I must confess that I also enjoy nosing around lawsuits about trading public companies.

In the case of Safaricom, it seems to me that there is a major disconnect between the stock price and what the mandarins of high finance call fundamentals: profitability, dividend payment record, growth trajectory, and so on.

Clearly, the share price does not respect current independent valuations.

For instance, when I look at the trends and opinions of 12 independent analysts that publish on Bloomberg, this is what I see.

Not a single of these 12 independent analysts has a ‘sell’ recommendation. They advise you to hold on to the stock.

As a matter of fact, eight of the analysts recommend ‘buy’. But even more illuminating are the projections and predictions of independent analysts about the price of the share in the next 12 months- what they refer to in their jargon as the ‘target price’.

I do not want to cram the column with numbers and statistics with information that is available in the public domain for everybody to see.

The point is that literally all the 12 analysts who publish on Bloomberg indicate target prices that are way higher than the price at which the stock is trading right now.

One of the analysts has a target price nearly three times the price at which the stock is trading currently.

Clearly, the Safaricom stock is trading at a significant discount, below the market consensus target price.

What –exactly- is playing out? Explanations are wide-ranging. But me thinks that what we are witnessing here is a compelling study on what obtains in a situation where a disproportionately large share of stock of a domestic company is in the hands of foreign investors.
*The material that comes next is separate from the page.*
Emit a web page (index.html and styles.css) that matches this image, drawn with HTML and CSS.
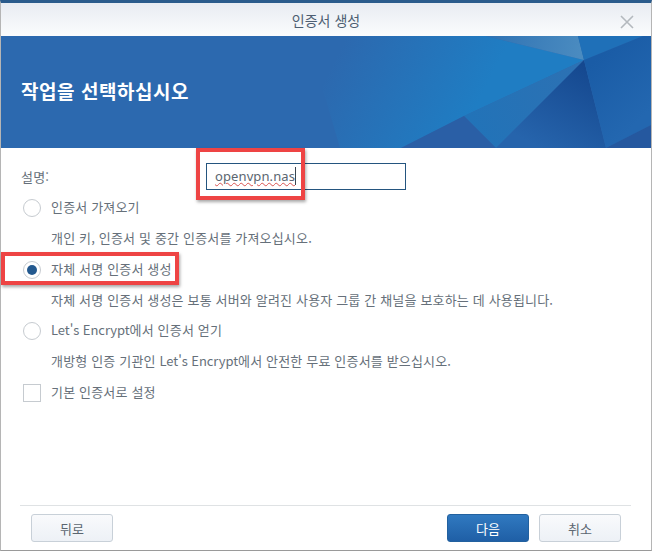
FILE: index.html
```html
<!DOCTYPE html>
<html lang="ko">
<head>
<meta charset="utf-8">
<title>인증서 생성</title>
<link rel="stylesheet" href="styles.css">
</head>
<body>
<div class="dialog">
  <header class="titlebar">
    <span class="title">인증서 생성</span>
    <svg class="close" width="14" height="14" viewBox="0 0 14 14"><path d="M1 1 L13 13 M13 1 L1 13" stroke="#b4b9be" stroke-width="1.6" fill="none"/></svg>
  </header>
  <section class="banner">
    <svg class="banner-art" width="650" height="112" viewBox="1 36 650 112" preserveAspectRatio="none">
      <defs>
        <linearGradient id="g1" gradientUnits="userSpaceOnUse" x1="340" y1="50" x2="470" y2="118"><stop offset="0" stop-color="#2c69af"/><stop offset="1" stop-color="#1f7dc3"/></linearGradient>
        <linearGradient id="g2" gradientUnits="userSpaceOnUse" x1="470" y1="120" x2="584" y2="60"><stop offset="0" stop-color="#2273b8"/><stop offset="1" stop-color="#2d71b3"/></linearGradient>
        <linearGradient id="g3" gradientUnits="userSpaceOnUse" x1="584" y1="65" x2="540" y2="148"><stop offset="0" stop-color="#15488f"/><stop offset="1" stop-color="#2664ac"/></linearGradient>
        <linearGradient id="g4" gradientUnits="userSpaceOnUse" x1="486" y1="36" x2="580" y2="50"><stop offset="0" stop-color="#2f72b3"/><stop offset="1" stop-color="#4a8bc0"/></linearGradient>
        <linearGradient id="g5" gradientUnits="userSpaceOnUse" x1="590" y1="65" x2="640" y2="120"><stop offset="0" stop-color="#1a5ca6"/><stop offset="1" stop-color="#2367b0"/></linearGradient>
      </defs>
      <rect x="0" y="36" width="651" height="112" fill="#2c69af"/>
      <polygon points="300,36 486,36 584,60 464,116 401,148 340,148 326,100" fill="url(#g1)"/>
      <polygon points="486,36 578,36 584,60" fill="url(#g4)"/>
      <polygon points="578,36 643,36 584,60" fill="#1f70b8"/>
      <polygon points="584,60 464,116 496,148" fill="url(#g2)"/>
      <polygon points="464,116 401,148 496,148" fill="#2a5fa6"/>
      <polygon points="584,60 496,148 606,148" fill="url(#g3)"/>
      <polygon points="584,60 643,36 651,36 651,125 606,148" fill="url(#g5)"/>
      <polygon points="651,125 606,148 651,148" fill="#25589f"/>
    </svg>
    <h1 class="banner-title">작업을 선택하십시오</h1>
  </section>
  <main class="content">
    <div class="row desc-row">
      <label class="desc-label">설명:</label>
      <div class="input"><span class="typed">openvpn.nas</span></div>
    </div>
    <div class="option opt-first"><span class="radio"></span><span class="opt-text">인증서 가져오기</span></div>
    <p class="hint">개인 키, 인증서 및 중간 인증서를 가져오십시오.</p>
    <div class="option"><span class="radio checked"></span><span class="opt-text">자체 서명 인증서 생성</span></div>
    <p class="hint">자체 서명 인증서 생성은 보통 서버와 알려진 사용자 그룹 간 채널을 보호하는 데 사용됩니다.</p>
    <div class="option"><span class="radio"></span><span class="opt-text"><span class="latin">Let's Encrypt</span>에서 인증서 얻기</span></div>
    <p class="hint">개방형 인증 기관인 <span class="latin">Let's Encrypt</span>에서 안전한 무료 인증서를 받으십시오.</p>
    <div class="option"><span class="check"></span><span class="opt-text">기본 인증서로 설정</span></div>
  </main>
  <footer class="footer">
    <button class="btn">뒤로</button>
    <span class="spacer"></span>
    <button class="btn primary">다음</button>
    <button class="btn">취소</button>
  </footer>
</div>
<div class="mark mark-input"></div>
<div class="mark mark-radio"></div>
</body>
</html>
```
FILE: styles.css
```css
* { box-sizing: border-box; }
html, body { margin: 0; padding: 0; background: #fff; }
body {
  width: 652px;
  height: 551px;
  position: relative;
  overflow: hidden;
  font-family: "Noto Sans CJK KR", "Noto Sans", sans-serif;
  color: #66707a;
}
.dialog {
  width: 652px;
  height: 551px;
  display: flex;
  flex-direction: column;
  border-top: 3px solid #2a5b8c;
  border-left: 1px solid #b5b5b5;
  border-right: 1px solid #b5b5b5;
  border-bottom: 1px solid #9a9a9a;
}
.titlebar {
  height: 33px;
  flex: none;
  display: flex;
  align-items: center;
  justify-content: center;
  position: relative;
  background: linear-gradient(#e8ecf2, #fbfcfd);
}
.title { font-size: 14px; color: #4d5e72; }
.close { position: absolute; right: 17px; top: 12px; }
.banner {
  height: 112px;
  flex: none;
  position: relative;
  display: flex;
  align-items: center;
  padding: 0 0 3px 20px;
  background: #2c69af;
}
.banner-art { position: absolute; left: 0; top: 0; }
.banner-title {
  position: relative;
  margin: 0;
  font-size: 19px;
  font-weight: 700;
  color: #fff;
  letter-spacing: .55px;
}
.content { flex: 1; padding: 15px 0 0 20px; font-size: 13px; letter-spacing: .17px; }
.row { display: flex; align-items: center; }
.desc-label { width: 185px; }
.input {
  width: 200px;
  height: 27px;
  border: 1px solid #24557f;
  padding-left: 8px;
  font-family: "Noto Sans", sans-serif;
  font-size: 13px;
  line-height: 25px;
  letter-spacing: .1px;
  color: #5b6670;
}
.typed {
  border-right: 1px solid #3a4550;
  text-decoration: underline wavy #d9534f 1px;
}
.option { display: flex; align-items: center; gap: 10px; height: 20px; margin: 0 0 0 2px; }
.opt-first { margin-top: 8px; }
.opt-text { padding-bottom: 3px; }
.latin { letter-spacing: -.06px; }
.radio {
  width: 18px;
  height: 18px;
  border-radius: 50%;
  border: 1px solid #c6cbd0;
  background: #fff;
  flex: none;
  display: flex;
  align-items: center;
  justify-content: center;
}
.radio.checked::after {
  content: "";
  width: 10px;
  height: 10px;
  border-radius: 50%;
  background: #23598f;
}
.check { width: 18px; height: 18px; border: 1px solid #c6cbd0; flex: none; }
.hint { margin: 10px 0 11.67px 30px; line-height: 20px; height: 20px; white-space: nowrap; }
.footer {
  flex: none;
  height: 45px;
  margin: 0 20px 0 19px;
  border-top: 1px solid #dfe2e4;
  padding: 8px 10px 0 11px;
  display: flex;
  align-items: flex-start;
  gap: 10px;
}
.spacer { flex: 1; }
.btn {
  width: 82px;
  height: 28px;
  border: 1px solid #c8d0d8;
  border-radius: 3px;
  background: linear-gradient(#f9fafc, #edf1f6);
  font-family: inherit;
  font-size: 13px;
  color: #5b6670;
  padding: 0;
}
.btn.primary {
  background: linear-gradient(#3079c0, #1f5fa6);
  border-color: #22619f;
  color: #fff;
}
.mark {
  position: absolute;
  border: 4px solid #ee4444;
  box-shadow: 1px 2px 3px rgba(0,0,0,.35);
}
.mark-input { left: 196px; top: 148px; width: 109px; height: 52px; }
.mark-radio { left: 1px; top: 252px; width: 178px; height: 33px; }
```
The elevated weighting that foreign investors give to country risk is a big factor. This type of investor will be inclined to drop a stock even when the material happening at play is a development as peripheral as when suddenly the sovereign is facing difficulties in paying salaries to civil servants.
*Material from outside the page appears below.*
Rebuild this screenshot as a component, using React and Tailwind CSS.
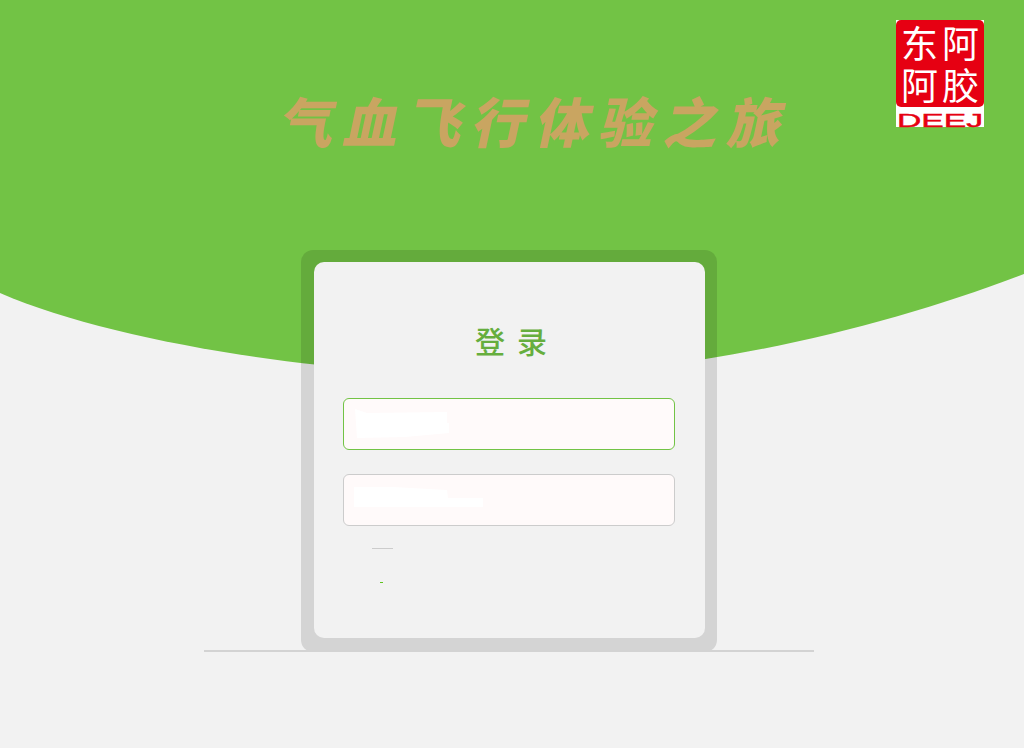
const cjk = { fontFamily: '"Noto Sans CJK SC", "Liberation Sans", sans-serif' };

function Seal() {
  return (
    <svg width="88" height="108" viewBox="0 0 88 108" className="block shrink-0">
      <rect width="88" height="107" fill="#fff" />
      <rect width="88" height="87" rx="5" fill="#e60012" />
      <g fill="#fff" fontFamily='"Noto Sans CJK SC", sans-serif' fontWeight="400" fontSize="37">
        <text x="5" y="38">东</text>
        <text x="46" y="38">阿</text>
        <text x="5" y="80">阿</text>
        <text x="46" y="80">胶</text>
      </g>
      <text
        x="1"
        y="106.5"
        textLength="86"
        lengthAdjust="spacingAndGlyphs"
        fontFamily='"Liberation Sans", sans-serif'
        fontSize="18"
        fill="#e60012"
        stroke="#e60012"
        strokeWidth="0.4"
      >
        DEEJ
      </text>
    </svg>
  );
}

function Field({ active, width, children }) {
  return (
    <div className={`h-[52px] rounded-md border bg-[#fffafa] pl-[10px] flex items-center ${active ? 'border-[#72c345]' : 'border-[#cccccc]'}`}>
      <svg width={width} height="32" className="block blur-[0.5px]">
        {children}
      </svg>
    </div>
  );
}

export default function App() {
  return (
    <div className="relative min-h-[748px] overflow-hidden bg-[#f2f2f2]" style={cjk}>
      <svg width="1024" height="380" viewBox="0 0 1024 380" className="absolute left-0 top-0">
        <path d="M0 0H1024V274C880 330 680 376 510 376C340 376 120 345 0 293Z" fill="#72c345" />
      </svg>

      <div className="relative">
        <header className="h-[250px] flex justify-between pl-[283px] pr-10 pt-5">
          <h1 className="mt-[62px] h-[76px] -skew-x-12 text-[54px] leading-[76px] font-black tracking-[10px] text-[#c9a561] whitespace-nowrap">
            气血飞行体验之旅
          </h1>
          <Seal />
        </header>

        <div className="flex flex-col items-center pr-[6px]">
          <div className="w-[416px] h-[402px] rounded-xl bg-black/[0.12] pl-[13px] pr-3 pt-3 pb-[14px]">
            <div className="h-full rounded-[10px] bg-[#f2f2f2] px-[29px] pt-[58px]">
              <h2 className="pl-[15px] text-center text-[30px] leading-10 font-medium tracking-[12px] text-[#66ae3e]">登录</h2>
              <div className="mt-[38px] flex flex-col gap-6 w-[332px]">
                <Field active width="96">
                  <polygon points="1,1 13,5 93,4 93,15 95,15 95,25 51,29 3,30" fill="#fff" />
                </Field>
                <Field width="132">
                  <polygon points="0,3 39,3 93,6 94,14 129,14 129,23 0,23" fill="#fff" />
                </Field>
              </div>
              <div className="mt-[22px] ml-[29px] w-[21px] h-px bg-[#cccccc]" />
              <div className="mt-[33px] ml-[37px] w-[3px] h-px bg-[#5fc41f]" />
            </div>
          </div>
          <div className="-mt-0.5 w-[610px] h-0.5 bg-[#d3d3d3]" />
        </div>
      </div>
    </div>
  );
}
I am not suggesting that foreign investors are bad. It is just that my nationalistic instincts yearn for a time when local institutional investors will be more influential in this space.
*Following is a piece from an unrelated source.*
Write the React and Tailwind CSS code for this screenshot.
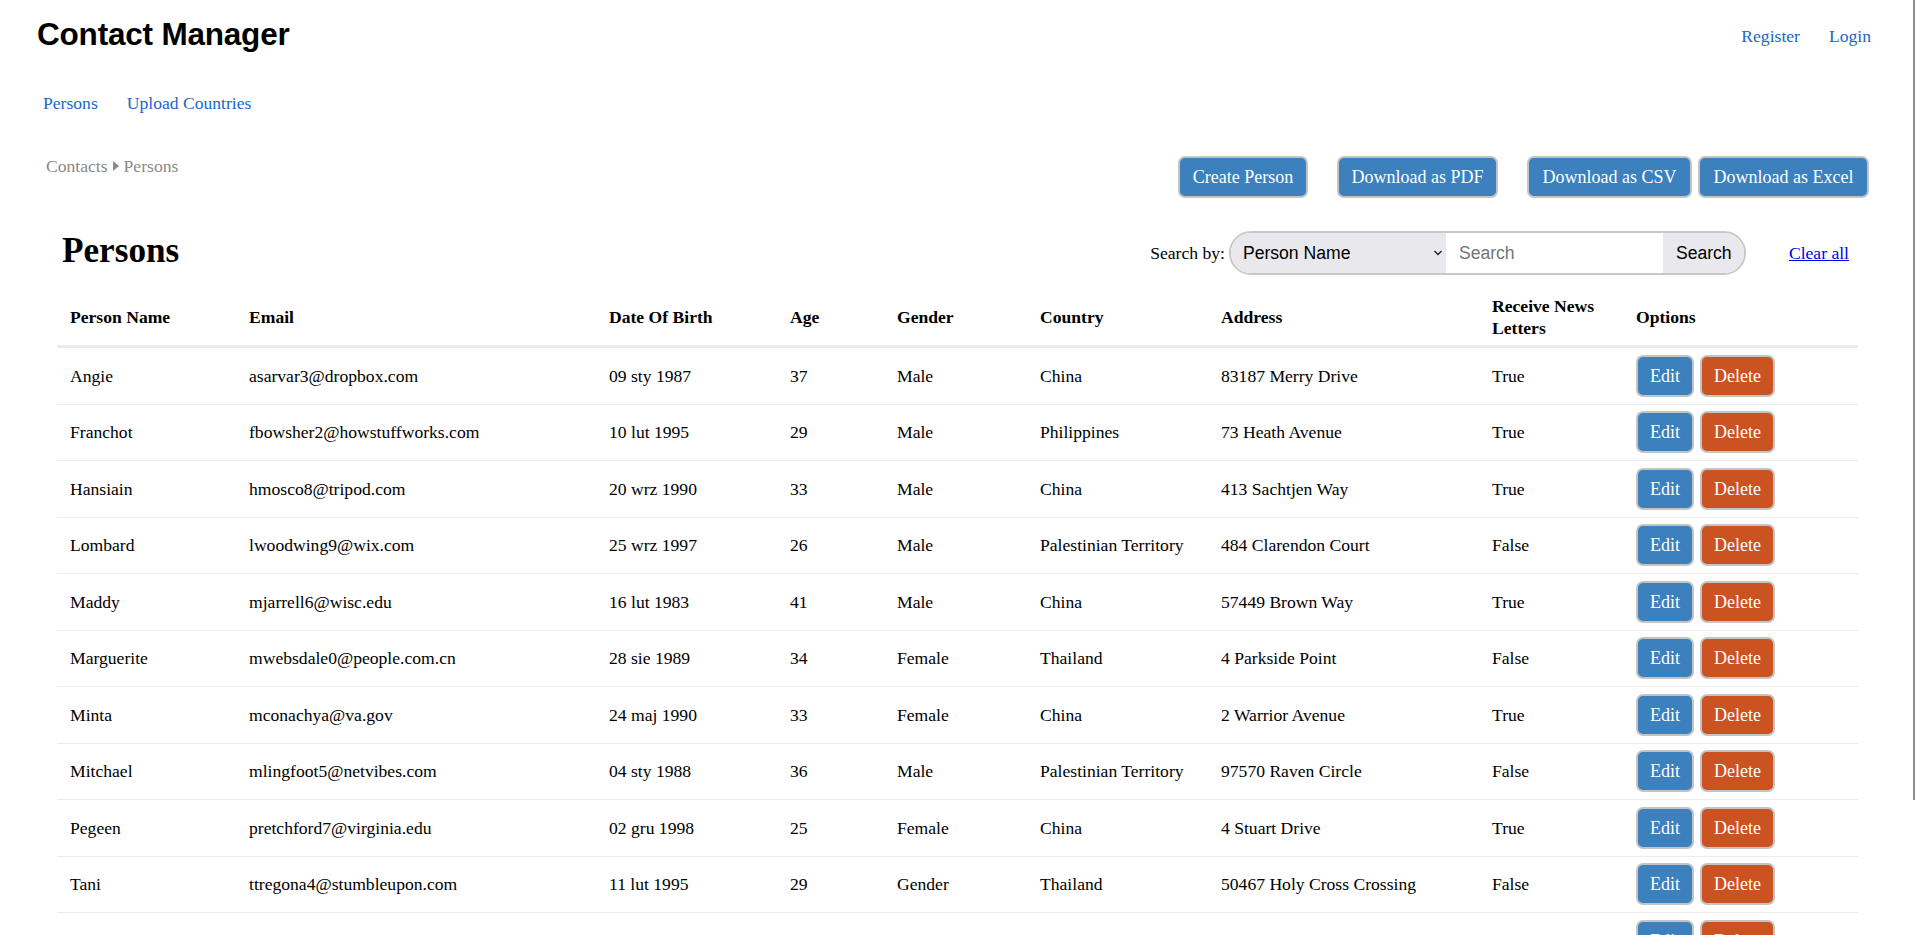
import React from "react";

const rows = [
  ["Angie", "asarvar3@dropbox.com", "09 sty 1987", "37", "Male", "China", "83187 Merry Drive", "True"],
  ["Franchot", "fbowsher2@howstuffworks.com", "10 lut 1995", "29", "Male", "Philippines", "73 Heath Avenue", "True"],
  ["Hansiain", "hmosco8@tripod.com", "20 wrz 1990", "33", "Male", "China", "413 Sachtjen Way", "True"],
  ["Lombard", "lwoodwing9@wix.com", "25 wrz 1997", "26", "Male", "Palestinian Territory", "484 Clarendon Court", "False"],
  ["Maddy", "mjarrell6@wisc.edu", "16 lut 1983", "41", "Male", "China", "57449 Brown Way", "True"],
  ["Marguerite", "mwebsdale0@people.com.cn", "28 sie 1989", "34", "Female", "Thailand", "4 Parkside Point", "False"],
  ["Minta", "mconachya@va.gov", "24 maj 1990", "33", "Female", "China", "2 Warrior Avenue", "True"],
  ["Mitchael", "mlingfoot5@netvibes.com", "04 sty 1988", "36", "Male", "Palestinian Territory", "97570 Raven Circle", "False"],
  ["Pegeen", "pretchford7@virginia.edu", "02 gru 1998", "25", "Female", "China", "4 Stuart Drive", "True"],
  ["Tani", "ttregona4@stumbleupon.com", "11 lut 1995", "29", "Gender", "Thailand", "50467 Holy Cross Crossing", "False"],
  ["Yance", "yackmant1@dell.com", "19 maj 1990", "33", "Female", "Philippines", "66 Lexington Circle", "False"],
];

const widths = ["w-[179px]", "w-[360px]", "w-[181px]", "w-[107px]", "w-[143px]", "w-[181px]", "w-[271px]", "w-[144px]", "w-[235px]"];
const headers = ["Person Name", "Email", "Date Of Birth", "Age", "Gender", "Country", "Address", "Receive News Letters", "Options"];

const btnBase =
  "h-[42px] flex items-center justify-center border-2 border-[#c4c4c4] rounded-[7px] text-white text-[18px] leading-[22px] font-['Liberation_Serif',serif] whitespace-nowrap";
const blue = " bg-[#3c80be]";
const red = " bg-[#cb5221]";

export default function App() {
  return (
    <div className="min-h-[935px] bg-white text-black font-['Liberation_Serif',serif] text-[17.6px] overflow-hidden">
      <div className="fixed right-[2px] top-0 w-[2px] h-[800px] bg-[#8c8c8c]" />

      <header className="flex justify-between items-start h-[70px]">
        <h1 className="pt-[16px] pl-[37px] text-[31.5px] leading-[36px] font-bold font-['Liberation_Sans',Arial,sans-serif] tracking-[-0.2px]">
          Contact Manager
        </h1>
        <nav className="pt-[24px] pr-[46px] flex gap-[29px] leading-[24px] text-[#1a66c8]">
          <a href="#">Register</a>
          <a href="#">Login</a>
        </nav>
      </header>

      <nav className="mt-[21px] h-[24px] leading-[24px] pl-[43px] flex gap-[29px] text-[#1a66c8]">
        <a href="#">Persons</a>
        <a href="#">Upload Countries</a>
      </nav>

      <div className="mt-[39px] flex justify-between items-start pr-[48px]">
        <div className="pl-[46px] leading-[24px] text-[#8a8a8a] flex items-center">
          <span>Contacts</span>
          <svg width="10" height="12" viewBox="0 0 10 12" className="mx-[3px]">
            <path d="M2 1 L8 6 L2 11 Z" fill="#8a8a8a" />
          </svg>
          <span>Persons</span>
        </div>
        <div className="mt-[2px] flex">
          <button className={btnBase + blue + " w-[130px]"}>Create Person</button>
          <button className={btnBase + blue + " w-[161px] ml-[29px]"}>Download as PDF</button>
          <button className={btnBase + blue + " w-[165px] ml-[29px]"}>Download as CSV</button>
          <button className={btnBase + blue + " w-[171px] ml-[6px]"}>Download as Excel</button>
        </div>
      </div>

      <div className="mt-[31px] flex justify-between items-start">
        <h2 className="pl-[62px] text-[35.2px] leading-[44px] font-bold">Persons</h2>
        <div className="mt-[2px] flex items-center pr-[68px]">
          <span className="mr-[4px]">Search by:</span>
          <div className="flex h-[44px] border-2 border-[#c8c8c8] rounded-full overflow-hidden font-['Liberation_Sans',Arial,sans-serif] text-[17.6px]">
            <div className="w-[215px] bg-[#e9e9ed] flex items-center justify-between pl-[12px] pr-[3px] text-black">
              <span>Person Name</span>
              <svg width="10" height="8" viewBox="0 0 10 8">
                <path d="M1.5 2 L5 5.5 L8.5 2" fill="none" stroke="#222" strokeWidth="1.4" />
              </svg>
            </div>
            <div className="w-[217px] bg-white flex items-center pl-[13px] text-[#757575]">Search</div>
            <div className="w-[81px] bg-[#e9e9ed] flex items-center pl-[13px] text-black">Search</div>
          </div>
          <a href="#" className="ml-[43px] text-[#0000ee] underline">Clear all</a>
        </div>
      </div>

      <table className="mt-[14px] ml-[57px] table-fixed border-collapse w-[1801px]">
        <colgroup>
          {widths.map((w, i) => (
            <col key={i} className={w} />
          ))}
        </colgroup>
        <thead>
          <tr className="border-b-[3px] border-[#ececec]">
            {headers.map((h, i) => (
              <th key={i} className="text-left align-middle font-bold pl-[13px] pr-[13px] py-[6px] leading-[22px]">
                {h}
              </th>
            ))}
          </tr>
        </thead>
        <tbody>
          {rows.map((r, ri) => (
            <tr key={ri} className="border-b border-[#ececec]">
              {r.map((c, ci) => (
                <td key={ci} className="pl-[13px] py-[7px] align-middle leading-[22px] whitespace-nowrap">
                  {c}
                </td>
              ))}
              <td className="pl-[13px] py-[6.75px] align-middle">
                <div className="flex gap-[6px]">
                  <button className={btnBase + blue + " w-[58px]"}>Edit</button>
                  <button className={btnBase + red + " w-[75px]"}>Delete</button>
                </div>
              </td>
            </tr>
          ))}
        </tbody>
      </table>
    </div>
  );
}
To appreciate the foreign investor factor in the riddle of the disconnect between the price of the stock and the company’s fundamentals, here are the statistics on trading activity at the NSE in the week of May 8, to 12.

This, by the way, was the activity after Safaricom announced its results on May 11. During the week, foreigners ‘buys’ and ‘sells’ in the Safaricom counter accounted for 81percent of the foreign trades at the bourse.

Clearly, Safaricom’s place in the whole marketplace puts it in a predicament where it is always the one to bear the brunt of exposure to selling pressure, especially from brittle and touchy foreign investors immoderately sensitive to the country’s risk factor.

The state of the Shilling is yet another factor. With the depreciation of the currency and high forex rates, foreign investors have been finding it difficult to repatriate share sales proceeds out of Kenya.

In recent weeks, the Safaricom stock has also faced pressure from increased demand especially after the government started accepting higher bids for bonds.

With Central Banks in the developed markets raising rates rapidly, precipitating an increase in bond yields in those markets, flight to safety has also become a factor.

The rating agency, Moodys’ has only recently reviewed Kenya’s credit rating to B3 from B2 and placed it on review for a further downgrade.

The downgrade means that Kenya is now classified as ‘high credit risk’ just one level above ‘very high credit risk’.

Since 2008 Safaricom has paid out dividends to its shareholders worth Sh517.9 billion.

The company has consistently had a dividend payout ratio of 80 perccent of net income excluding minority interest.

It has geographically extended to Ethiopia where it has witnessed encouraging uptake since it launched operations in October last year.

At the beginning of this article, I posed the question: Why is the Safaricom share trading way below the intrinsic valuations by analysts?

The answer: Fear, the dominant factor, has no respect for old-fashioned notions like facts and fundamentals.

The writer is a former Managing Editor, The East African newspaper.